Whistleblowers in America are protected by laws as the government finds individuals reporting fraud and other illegal internal issues as extremely important to keep the balances in check. Whistleblowers may identify and report actual theft, false claims, over billing, up coding, unbundling, kickbacks, false certifications, violations of governmental regulations, destruction of company records, workplace violence, safety hazards or unsafe working conditions, environmental concerns, substance abuse, general conflicts of interest, release of proprietary information and other types of fraud or occupational concerns. Some of the governmental agencies and laws that protect whistleblowers include: . Americans with Disabilities Act (ADA) . Civil Rights Act of 1866, which has been amended througout the years .
Federal Equal Employment Opportunity Commission (EEOC) . Federal False Claims Act . Occupational Safety and Health (OSH) Act of 1970 Under the OSH Act of 1970, employers may not discharge or in any manner discriminate against any employee because an employee has filed any complaint, or instituted or caused to be instituted, any proceeding under or related to this Act. Additionally, the employer may not terminate an employee who has testified, or is about to testify, in any such proceeding. Under the Act, an employee who believes that a work hazard exists, whether or not they have filed a claim, has legal protection to refuse to work if all of the following apply: .
The employee faces death or serious injury and the hazard is so clear that a reasonable person would agree with the seriousness of the hazard. . The situation is so urgent that there is not time to eliminate the hazard through regulatory channels. . The employee has tried to get the employer to correct the dangerous condition and they have not complied.
OSHA also administers the whistle blowing provisions of thirteen other statutes, protecting employees who report violations of various trucking, airline, nuclear power, pipeline, environmental and securities laws. The Federal False Claims Act provides the legal framework for claims alleging fraud against the federal government, and it does several important things for a whistleblower: . Provides specific protection for the whistleblower from discharge, demotion, suspension, threats or other harassment or discrimination that the whistleblower may encounter due to lawful actions taken in the furtherance of a whistleblower claim, if the employee is still works for the employer.
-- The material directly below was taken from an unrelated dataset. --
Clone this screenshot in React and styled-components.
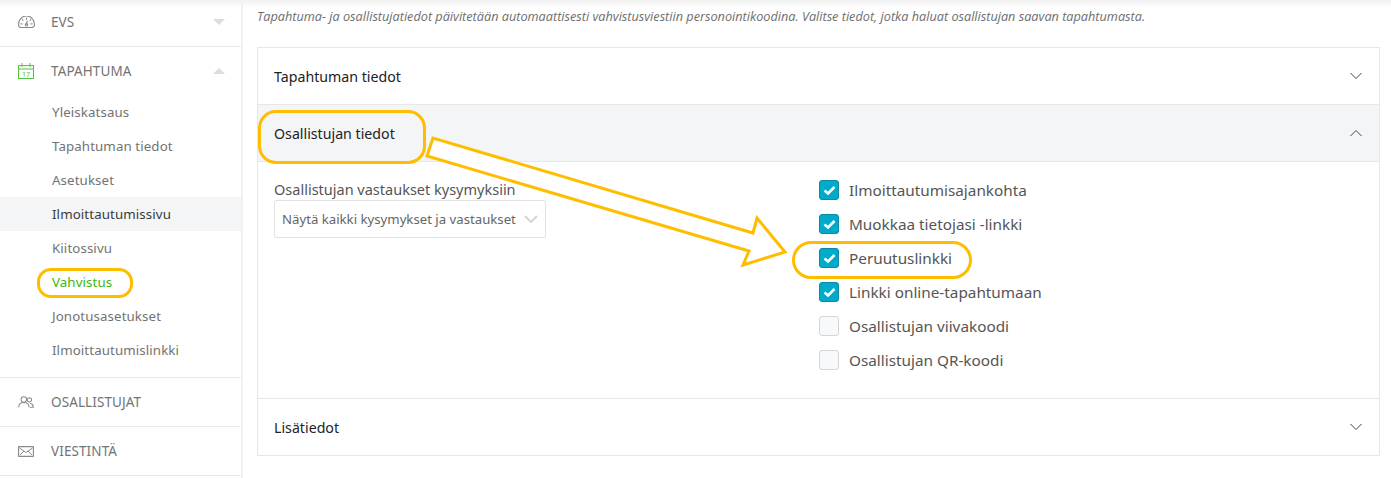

. This allows only one complaint under seal, which basically means that no one will know about the complaint until it has been investigated, even the defendent. . Allows the whistleblower to share in the government's successful recovery, from 15% and up to 25% of the entire recovery, in some cases. Eleven states and the District of Columbia also have their own false claims acts that closely resemble the Federal Act. Whistleblower laws allow for the contingent fee representation of whistleblowers.
The Federal False Claims Act also provides that a whistleblower's attorney's fees be paid by the entity that committed the fraud in the event of a government recovery. If the case is succesful, then there are no expenses or monetary costs to the employee. Anyone who knows of fraud against the government can become a whistleblower. Usually it is employees or ex-employees who report fraud of a corporation because they have the most knowledge of internal operations. There can only be ONE whistleblower claim based on certain information.
The first to file based on specific information about a particular fraud preempts other whistleblowers and their claims. In addition, an employee cannot bring a whistleblower complaint if information about the fraud becomes public before bringing a claim.